First let’s count the number of medals won by NOC:

Show code
noc_medal_count <- athlete_events %>% 
  filter(!is.na(Medal)) %>% 
  group_by(NOC) %>% 
  count(Medal, sort = TRUE) %>% 
  pivot_wider(names_from = Medal, values_from = n) %>% 
  mutate(total = Bronze + Silver + Gold, 
         medal_score = 3 * Gold + 2 * Silver + Bronze) %>% 
  arrange(desc(total), desc(medal_score))

noc_medal_count %>% 
  paged_table()

Now, one might say, that there is at least one question arising: as you can see in Figure 2, some nations did not participate from the start, so the total medal count is unfair. Let’s see what happens, if we devide the medal count by the number of Games each NOC appeared on: there’s quite some movement at the top of the list now:

Show code
noc_game_count <- athlete_events %>% 
  distinct(NOC, Games, .keep_all = FALSE) %>% 
  count(NOC) %>% 
  rename(n_games = n)

noc_medal_count %>% 
  left_join(noc_game_count) %>% 
  mutate(
    Gold = Gold / n_games,
    Silver = Silver / n_games,
    Bronze = Bronze / n_games,
    total = total / n_games,
    medal_score = medal_score / n_games,
  ) %>% 
  arrange(desc(total), desc(medal_score)) %>% 
  paged_table()

Note, that due to historic territorial changes, the Soviet Union (URS) and Russia (RUS) appear separately, as does the EUN, the “Unified Team at the Olympics” that only participated in 1992 as a temporary successor to the URS, until the former constituent states of the Soviet Union could register their own NOCs with the IOC. Similarly, East and West Germany (GDR and FRG respectively), appear separate from the now unified Federal Republic of Germany (GER). This might be the case for even more NOCs, however the above mentioned historically separate NOCs affect members of the Top 10, which is why I mentioned them.

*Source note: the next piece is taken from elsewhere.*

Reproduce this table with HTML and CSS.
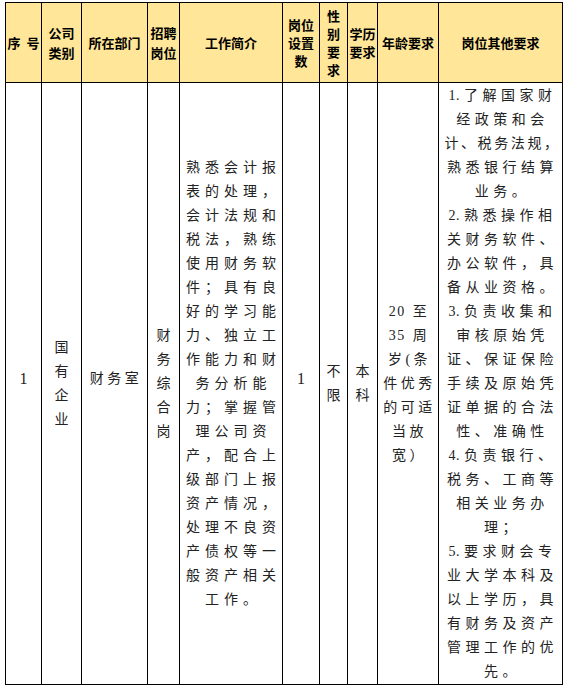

Now let’s have a nice visualization of the top scoring NOCs (in absolute medal counts) to wrap up this section.

Show code
noc_medal_yearly <- athlete_events %>% 
  filter(!is.na(Medal)) %>% 
  arrange(NOC, Year) %>% 
  group_by(NOC, Year) %>% 
  summarise(year_total = n()) %>% 
  ungroup() %>% 
  complete(NOC, Year, fill = list(year_total = 0L)) %>% 
  arrange(NOC, Year) %>% 
  group_by(NOC) %>%
  mutate(cum_total = cumsum(year_total)) %>% 
  ungroup() %>% 
  arrange(cum_total) %>% 
  group_by(Year) %>% 
  filter(row_number() >= (n() - 10)) %>% 
  mutate(Rank = row_number())

library("gganimate")
 

anim <- noc_medal_yearly %>% 
  ggplot(aes(x=Rank, cum_total, group=NOC)) +
    geom_col(fill = "#2d315d")+
    geom_text(aes(label = NOC), col = "white", 
                hjust = "right", nudge_y = -50) +
    geom_text(aes(label = scales::comma(cum_total, accuracy = 1)), 
                hjust = "left", nudge_y = 50) +
    scale_y_continuous(limits = c(0, 6100)) +
    coord_flip() +
    labs(title = "Top Scoring NOCs 1896 to 2016", 
        x = "National Olympic Committee", 
        y = "Total Number of Medals\n(incl. Bronze, Silver and Gold)",
        caption = "Data source:\n'120 years of Olympic history: athletes and results' by rgriffin via kaggle.com, CC0-license") +
    theme_minimal() +
    theme(text = element_text(family = "Cabin"),
      plot.title = element_text(
        face = "bold",
        hjust = 0),
      axis.title = element_text(
        face = "bold",
        size = rel(1)),
      axis.text = element_text(
        face = "bold",
        size = rel(0.85)),
      legend.position = "none"
      ) +
  transition_time(Year) +
  labs(subtitle = "Total Medal Count as of {round(frame_time, 0)}") + 
  theme(plot.subtitle = element_text(hjust = 0, size = 12))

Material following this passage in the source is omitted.